Linda Woodhead provides a fitting epilogue to this sobering book, arguing that youth are no longer primarily socialized in religion by their families, but rather through real and virtual social networks. She concludes that “what we are witnessing is not so much the decline of religion as the decline of a particular form of (European) confessional Christianity and of those forms of secularism which represents a reaction to it.”
04: Although it is an anthology, Religions of Modernity (Brill, $154), edited by Stef Aupers and Dick Houtman, presents a single voice in arguing that modernization has not pushed aside mysticism and spirituality as much as relocated the “sacred” to “deeper layers of the self and the domain of digital technology.”
The book is part of the debate that has broken out in the sociology of religion about whether we are witnessing an ongoing transformation from conventional, institutional religion to New Age or “selfspirituality,” or whether this development is just an ephemeral prelude to further secularization.
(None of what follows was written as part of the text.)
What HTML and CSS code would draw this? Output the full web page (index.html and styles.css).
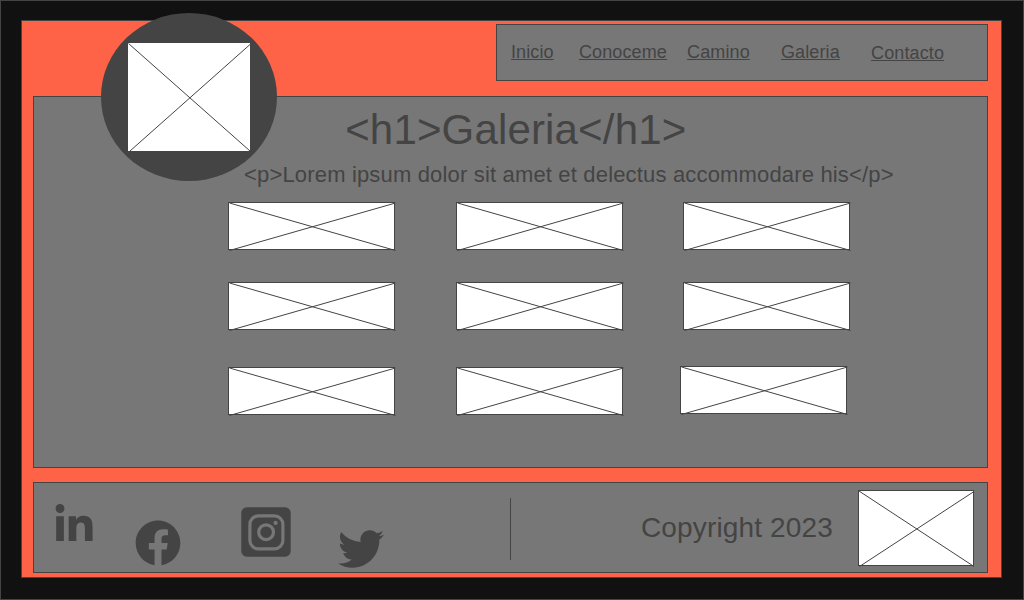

Linda Woodhead, an advocate of the former view, reviews the literature and academic debates and concludes that sociologists too easily agree with the rhetoric of New Age practitioners that they are individualistic seekers rather than adherents of a new religiosity socialized and coached in particular discourses and practices.
The rest of the book consists of a less-theoretical look at how alternative spiritually has, without much difficulty, integrated and utilized technology to its own ends. Noteworthy chapters include a study of the New Edge, the technological counterpart to the New Age movement that unfolded in the 1990s (although it had its beginnings in the San Francisco Bay area of the late 1960s), the affinity between magic and computer technology, New Age-based companies in the Netherlands, and how the Protestant work ethic has mutated into an “ethics of sensitivity,” where work is no longer done “to the glory of God, but to the glory of the Self,” writes author Kirsten Marie Bovbjerg.
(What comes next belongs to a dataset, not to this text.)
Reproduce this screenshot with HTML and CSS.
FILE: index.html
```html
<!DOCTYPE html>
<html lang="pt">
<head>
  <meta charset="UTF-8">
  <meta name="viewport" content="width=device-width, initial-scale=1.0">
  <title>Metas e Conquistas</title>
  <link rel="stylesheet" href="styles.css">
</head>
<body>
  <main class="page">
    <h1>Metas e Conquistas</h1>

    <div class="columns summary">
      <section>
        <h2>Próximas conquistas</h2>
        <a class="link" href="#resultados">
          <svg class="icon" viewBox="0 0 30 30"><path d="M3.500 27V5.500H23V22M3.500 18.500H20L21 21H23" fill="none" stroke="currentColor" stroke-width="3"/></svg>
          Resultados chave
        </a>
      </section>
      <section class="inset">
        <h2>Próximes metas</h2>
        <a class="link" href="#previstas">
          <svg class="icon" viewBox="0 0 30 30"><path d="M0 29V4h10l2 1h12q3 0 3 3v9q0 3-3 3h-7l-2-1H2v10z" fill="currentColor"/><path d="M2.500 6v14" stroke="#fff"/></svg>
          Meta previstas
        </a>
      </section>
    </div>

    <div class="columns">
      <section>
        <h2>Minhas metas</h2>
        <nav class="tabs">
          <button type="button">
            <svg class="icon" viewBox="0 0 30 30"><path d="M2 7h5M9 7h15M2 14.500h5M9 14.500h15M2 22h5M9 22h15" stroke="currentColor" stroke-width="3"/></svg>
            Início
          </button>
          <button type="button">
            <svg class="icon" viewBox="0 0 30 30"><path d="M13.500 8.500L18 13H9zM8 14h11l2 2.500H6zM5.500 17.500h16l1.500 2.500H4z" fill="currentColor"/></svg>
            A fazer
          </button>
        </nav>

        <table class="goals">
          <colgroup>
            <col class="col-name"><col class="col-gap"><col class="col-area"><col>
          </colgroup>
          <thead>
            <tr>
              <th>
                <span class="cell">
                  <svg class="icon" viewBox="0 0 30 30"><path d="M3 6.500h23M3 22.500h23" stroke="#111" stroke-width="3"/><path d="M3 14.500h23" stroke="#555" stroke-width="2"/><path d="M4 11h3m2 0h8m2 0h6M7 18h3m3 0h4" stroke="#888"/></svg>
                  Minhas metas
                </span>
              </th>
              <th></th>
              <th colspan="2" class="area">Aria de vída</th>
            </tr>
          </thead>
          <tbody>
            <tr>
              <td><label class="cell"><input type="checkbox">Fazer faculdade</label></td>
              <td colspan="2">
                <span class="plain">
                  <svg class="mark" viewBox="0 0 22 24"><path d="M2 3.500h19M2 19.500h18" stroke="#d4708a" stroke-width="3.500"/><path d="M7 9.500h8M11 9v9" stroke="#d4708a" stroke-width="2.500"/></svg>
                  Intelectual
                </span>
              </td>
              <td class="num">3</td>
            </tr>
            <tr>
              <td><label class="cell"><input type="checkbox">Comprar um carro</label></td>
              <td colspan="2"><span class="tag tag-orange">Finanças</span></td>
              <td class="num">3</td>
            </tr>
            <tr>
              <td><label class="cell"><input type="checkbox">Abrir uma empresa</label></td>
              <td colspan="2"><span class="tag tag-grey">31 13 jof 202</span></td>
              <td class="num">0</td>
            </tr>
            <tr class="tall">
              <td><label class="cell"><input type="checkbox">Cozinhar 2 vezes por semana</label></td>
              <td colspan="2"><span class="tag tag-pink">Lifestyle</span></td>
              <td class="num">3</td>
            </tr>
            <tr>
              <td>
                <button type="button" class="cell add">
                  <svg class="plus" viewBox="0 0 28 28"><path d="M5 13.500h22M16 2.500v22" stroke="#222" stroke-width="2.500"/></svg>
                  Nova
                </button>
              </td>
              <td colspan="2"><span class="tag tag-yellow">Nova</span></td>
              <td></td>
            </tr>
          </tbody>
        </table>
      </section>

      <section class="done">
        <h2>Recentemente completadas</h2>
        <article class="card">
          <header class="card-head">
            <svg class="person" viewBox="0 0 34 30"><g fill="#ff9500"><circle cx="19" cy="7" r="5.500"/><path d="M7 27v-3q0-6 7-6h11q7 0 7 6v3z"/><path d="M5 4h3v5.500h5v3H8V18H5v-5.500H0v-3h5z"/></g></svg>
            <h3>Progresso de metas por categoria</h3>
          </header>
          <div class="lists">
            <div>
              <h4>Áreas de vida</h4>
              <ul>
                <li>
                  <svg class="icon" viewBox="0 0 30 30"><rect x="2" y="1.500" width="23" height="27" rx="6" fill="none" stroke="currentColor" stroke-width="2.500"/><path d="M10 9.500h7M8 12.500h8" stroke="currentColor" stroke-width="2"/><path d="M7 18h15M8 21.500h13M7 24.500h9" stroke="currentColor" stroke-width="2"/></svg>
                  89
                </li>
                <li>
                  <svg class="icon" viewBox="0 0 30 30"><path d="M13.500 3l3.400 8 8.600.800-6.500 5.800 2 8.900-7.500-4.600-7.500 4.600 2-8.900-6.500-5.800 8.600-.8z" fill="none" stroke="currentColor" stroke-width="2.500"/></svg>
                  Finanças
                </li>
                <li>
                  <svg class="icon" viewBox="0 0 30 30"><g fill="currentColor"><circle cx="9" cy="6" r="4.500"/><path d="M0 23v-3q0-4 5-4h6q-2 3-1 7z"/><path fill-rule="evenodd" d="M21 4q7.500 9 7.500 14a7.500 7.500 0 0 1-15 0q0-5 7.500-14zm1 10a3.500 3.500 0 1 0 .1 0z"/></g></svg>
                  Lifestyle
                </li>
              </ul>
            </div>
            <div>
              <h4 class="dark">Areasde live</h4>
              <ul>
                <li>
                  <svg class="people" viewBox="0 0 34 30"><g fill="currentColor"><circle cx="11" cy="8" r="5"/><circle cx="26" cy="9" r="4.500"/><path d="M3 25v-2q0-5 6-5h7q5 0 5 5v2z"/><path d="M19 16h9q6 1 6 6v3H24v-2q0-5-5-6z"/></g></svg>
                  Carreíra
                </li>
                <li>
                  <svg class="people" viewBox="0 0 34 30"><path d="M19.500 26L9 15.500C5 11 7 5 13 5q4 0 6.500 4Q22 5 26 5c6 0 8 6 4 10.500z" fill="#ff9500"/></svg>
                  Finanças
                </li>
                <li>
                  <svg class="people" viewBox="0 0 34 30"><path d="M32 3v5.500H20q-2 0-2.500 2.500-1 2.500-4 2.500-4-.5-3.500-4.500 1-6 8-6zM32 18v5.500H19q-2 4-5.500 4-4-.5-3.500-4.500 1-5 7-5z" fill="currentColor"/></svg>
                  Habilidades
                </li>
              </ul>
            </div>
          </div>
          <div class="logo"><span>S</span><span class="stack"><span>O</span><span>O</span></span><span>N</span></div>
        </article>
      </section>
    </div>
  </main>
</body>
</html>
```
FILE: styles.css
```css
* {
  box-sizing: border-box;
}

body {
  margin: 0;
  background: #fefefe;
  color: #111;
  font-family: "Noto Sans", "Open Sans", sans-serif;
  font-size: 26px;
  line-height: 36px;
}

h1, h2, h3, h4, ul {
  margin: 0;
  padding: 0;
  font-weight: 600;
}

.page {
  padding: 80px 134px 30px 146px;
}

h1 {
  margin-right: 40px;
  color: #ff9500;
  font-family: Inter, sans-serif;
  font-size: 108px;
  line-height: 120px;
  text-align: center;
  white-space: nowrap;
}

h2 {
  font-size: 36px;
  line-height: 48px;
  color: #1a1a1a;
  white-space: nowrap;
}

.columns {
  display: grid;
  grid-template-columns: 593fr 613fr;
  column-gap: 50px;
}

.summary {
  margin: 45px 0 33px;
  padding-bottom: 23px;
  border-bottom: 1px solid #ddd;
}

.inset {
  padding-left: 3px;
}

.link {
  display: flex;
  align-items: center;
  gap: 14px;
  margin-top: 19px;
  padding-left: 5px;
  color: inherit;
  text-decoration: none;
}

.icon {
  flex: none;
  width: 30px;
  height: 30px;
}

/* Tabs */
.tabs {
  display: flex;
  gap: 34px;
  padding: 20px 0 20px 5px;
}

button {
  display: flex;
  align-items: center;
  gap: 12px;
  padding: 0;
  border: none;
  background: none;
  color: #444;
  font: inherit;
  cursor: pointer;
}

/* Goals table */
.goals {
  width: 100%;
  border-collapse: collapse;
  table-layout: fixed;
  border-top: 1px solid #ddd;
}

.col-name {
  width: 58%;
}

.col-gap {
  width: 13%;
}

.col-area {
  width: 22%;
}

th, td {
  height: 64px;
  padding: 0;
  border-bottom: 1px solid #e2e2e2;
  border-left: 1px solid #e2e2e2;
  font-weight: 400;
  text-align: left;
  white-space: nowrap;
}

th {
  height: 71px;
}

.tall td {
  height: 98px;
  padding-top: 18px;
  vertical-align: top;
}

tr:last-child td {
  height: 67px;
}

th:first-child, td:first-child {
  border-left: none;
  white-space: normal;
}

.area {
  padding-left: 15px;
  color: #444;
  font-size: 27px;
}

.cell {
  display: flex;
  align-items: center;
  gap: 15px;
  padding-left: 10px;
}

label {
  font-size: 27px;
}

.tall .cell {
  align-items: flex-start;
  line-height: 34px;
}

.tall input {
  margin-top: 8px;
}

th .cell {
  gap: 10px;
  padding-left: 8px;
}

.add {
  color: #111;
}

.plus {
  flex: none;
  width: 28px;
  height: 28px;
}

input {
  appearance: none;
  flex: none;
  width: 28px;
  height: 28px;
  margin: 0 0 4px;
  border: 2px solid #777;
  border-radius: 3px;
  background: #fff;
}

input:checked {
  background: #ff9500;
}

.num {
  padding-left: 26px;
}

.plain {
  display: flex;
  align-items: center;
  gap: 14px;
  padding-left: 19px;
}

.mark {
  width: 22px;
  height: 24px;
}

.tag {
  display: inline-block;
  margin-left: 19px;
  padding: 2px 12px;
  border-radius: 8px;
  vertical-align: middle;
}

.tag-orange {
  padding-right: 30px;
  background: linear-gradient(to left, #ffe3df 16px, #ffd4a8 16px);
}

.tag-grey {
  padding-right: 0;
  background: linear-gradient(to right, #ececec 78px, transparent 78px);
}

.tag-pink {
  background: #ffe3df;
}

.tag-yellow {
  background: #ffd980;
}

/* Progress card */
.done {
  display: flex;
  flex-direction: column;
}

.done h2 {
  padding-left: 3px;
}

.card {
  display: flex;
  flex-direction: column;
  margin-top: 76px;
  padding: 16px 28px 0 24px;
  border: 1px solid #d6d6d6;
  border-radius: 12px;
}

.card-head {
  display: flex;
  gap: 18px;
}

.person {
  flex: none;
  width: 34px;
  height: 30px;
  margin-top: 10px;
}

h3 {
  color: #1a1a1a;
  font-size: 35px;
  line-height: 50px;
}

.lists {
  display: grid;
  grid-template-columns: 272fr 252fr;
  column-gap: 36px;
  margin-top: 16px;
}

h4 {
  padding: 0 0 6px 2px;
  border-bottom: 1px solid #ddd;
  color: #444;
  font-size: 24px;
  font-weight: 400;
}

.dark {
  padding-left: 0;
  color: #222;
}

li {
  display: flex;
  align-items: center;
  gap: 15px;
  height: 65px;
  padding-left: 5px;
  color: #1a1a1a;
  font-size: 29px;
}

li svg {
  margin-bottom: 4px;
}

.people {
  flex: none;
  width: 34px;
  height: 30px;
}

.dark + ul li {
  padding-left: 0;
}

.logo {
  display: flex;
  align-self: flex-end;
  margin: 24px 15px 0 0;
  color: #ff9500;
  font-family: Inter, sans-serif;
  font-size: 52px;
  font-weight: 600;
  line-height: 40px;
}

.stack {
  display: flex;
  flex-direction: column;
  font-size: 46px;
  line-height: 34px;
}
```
05: Many books and articles attempting to understand the role of the church in Orthodox countries focus on polarizations between tradition and modernity, and many Orthodox discourses follow the same approach. The authors of Orthodox Christianity in 21st Century Greece (Ashgate, $99.95), edited by Victor Roudometof and Vasilios N. Makrides, have taken a different path and examine what the editors describe as “the hybridization of the Greek Orthodox tradition as it responds creatively to the challenges of late modernity and postmodernity.”
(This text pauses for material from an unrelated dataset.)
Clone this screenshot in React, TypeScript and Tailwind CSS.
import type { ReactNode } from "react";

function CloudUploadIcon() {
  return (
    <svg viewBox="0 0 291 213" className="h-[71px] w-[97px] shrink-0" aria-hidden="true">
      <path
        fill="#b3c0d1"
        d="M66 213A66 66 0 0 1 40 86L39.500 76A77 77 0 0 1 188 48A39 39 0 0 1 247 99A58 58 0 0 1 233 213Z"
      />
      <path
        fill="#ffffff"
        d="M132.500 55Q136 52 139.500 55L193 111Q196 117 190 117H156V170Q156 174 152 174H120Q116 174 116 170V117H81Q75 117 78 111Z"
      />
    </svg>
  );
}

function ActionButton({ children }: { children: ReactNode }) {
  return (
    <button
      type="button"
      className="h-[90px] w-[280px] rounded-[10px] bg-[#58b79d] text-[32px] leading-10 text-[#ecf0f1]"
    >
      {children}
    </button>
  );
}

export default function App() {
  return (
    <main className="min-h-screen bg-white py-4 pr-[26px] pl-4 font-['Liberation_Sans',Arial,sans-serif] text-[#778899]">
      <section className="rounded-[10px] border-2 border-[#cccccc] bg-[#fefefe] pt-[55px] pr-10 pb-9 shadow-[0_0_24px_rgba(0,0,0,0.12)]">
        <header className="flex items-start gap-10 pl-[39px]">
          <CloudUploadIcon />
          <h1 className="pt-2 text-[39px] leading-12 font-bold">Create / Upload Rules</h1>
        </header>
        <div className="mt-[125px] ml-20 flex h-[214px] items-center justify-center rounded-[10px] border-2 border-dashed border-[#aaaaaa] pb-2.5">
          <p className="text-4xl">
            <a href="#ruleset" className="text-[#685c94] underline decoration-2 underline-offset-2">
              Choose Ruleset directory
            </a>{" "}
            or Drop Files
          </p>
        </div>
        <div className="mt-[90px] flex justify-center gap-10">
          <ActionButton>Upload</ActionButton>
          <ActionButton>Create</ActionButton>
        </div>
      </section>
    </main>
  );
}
Indeed, the Greek Orthodox Church is not fixed in the past, but the innate Orthodox respect for tradition means that tradition needs to be invoked even for legitimizing modernization and changes, since being branded an “innovator” is the reformer’s worst nightmare. Anastassios Anastassiadis shows this in the case of the late Archbishop Christodoulos (1939–2008), who—according to Anastassiadis’ understanding—developed an aggressive “nationalist” discourse as a counterweight to his transformation of the church. The Orthodox Church “uses a lot of pre-modern arguments and modes of thought,” but this does not mean that Orthodoxy is incompatible with modernity, argue the editors, reminding their readers about the difficulties the Roman Catholic Church experienced with similar processes.
Tradition and modernity are intertwined. Eleni Sotiriu’s chapter on the position of women in Greek Orthodoxy makes it especially clear how Orthodoxy approaches modernity on its own terms. Sotiriu describes women as “traditional modern,” while discussing Greek Orthodox a empts to reactivate the female deaconate. A striking instance of contradictory trends at work in the Greek Church today are the “Free Monks,” a Greek rock band of blackrobed Orthodox monks, studied by Lina Molokotos-Liederman (see RW, September 2003). Their purpose is to actively engage Greek youth.
Beside recordings, a website (http://www.freemonks.gr) and video clips, there are summer camps, books and two magazines for young people. The message is antiglobalization, anti-drugs and antimaterialism, with anti-Western undertones. They are strong defenders of Greek identity. They promote a rather conservative agenda “by using progressive and contemporary means,” while they convey an antiglobalization message through global means and the use of “key components of Western modernity and globalization.” Molokotos-Liederman see the Free Monks as an illustrative case of selective modernity “that takes on tradition and modernity.”
An important element to be taken into consideration, which is emphasized in Victor Roudometof’s chapter, is the synthesis that emerged in the 19th century, making Orthodoxy an integral element of Greek identity; at the same time, by showing how the Orthodox Church in Greece is the product of 18th and 19th centuries developments, he makes it clear that it is not “the relic of an immutable tradition.” Archbishop Christodoulos, Makrides writes, supported a new public role for the church, aspiring to make church and state equal partners and advocating church intervention in public debates and affairs, something that politicians resented, although they could not ignore the Orthodox factor in Greek society and political culture.
But demographically, Greece is becoming less of an Orthodox country these days. This is not because many Greeks are leaving the church, even if they are non-practicing, but is due to growing immigration, with immigrants now making up about 10 percent of the country’s resident population, report Dia Anagnostou and Ruby Gropas. Both state and church have become aware of the need to make adjustments to a multicultural society. One of the merits of the book is to underline the internal diversity of Greek Orthodoxy: there are many Greek Orthodox voices. It also offers strong evidence for a “multiple modernities” approach. It will prove to be a useful tool for any reader wanting to understand Greek Orthodoxy beyond clichés.
06: Although there is little consensus about what the term “postsecularism” means, the new book entitled Exploring the Postsecular (Brill, $185), edited by Arie Molendijk, Justin Beaumont and Christoph Jeden, is the most comprehensive and informative account of this intellectual debate.
As RW reported in the May/June issue, post-secularism theorists hold that secularism is in crisis and that society is moving toward a more open position in relation to religion and spirituality, a development that is particularly evident in cities. The first part of the book shows broad agreement among the contributors that modernization and postmodernity fail to provide meaning and civic involvement in the public sphere, but there is more debate about whether this means religious revitalization or the emergence of a more secular, noninstitutionalized spirituality (which may not be so different from secularization) to fill this vacuum.
The chapters dealing with the connection between religion and cities are among the most interesting in the book. Considerable a ention is paid to the new role of faith-based agencies in filling the social gaps as European welfare states encounter limits. The reinsertion of religion into the public sphere by the large number of Muslim immigrants to Europe is also covered in several chapters. Sociologist David Martin provides the reader with a grand tour of the world’s nations, regions and cities, seeking to show how geography affects the expression and distribution of religion and even the relations of church and state. Martin concludes that if postsecularism and its privatized spirituality cannot find expression in urban spaces, its impact may be negligible.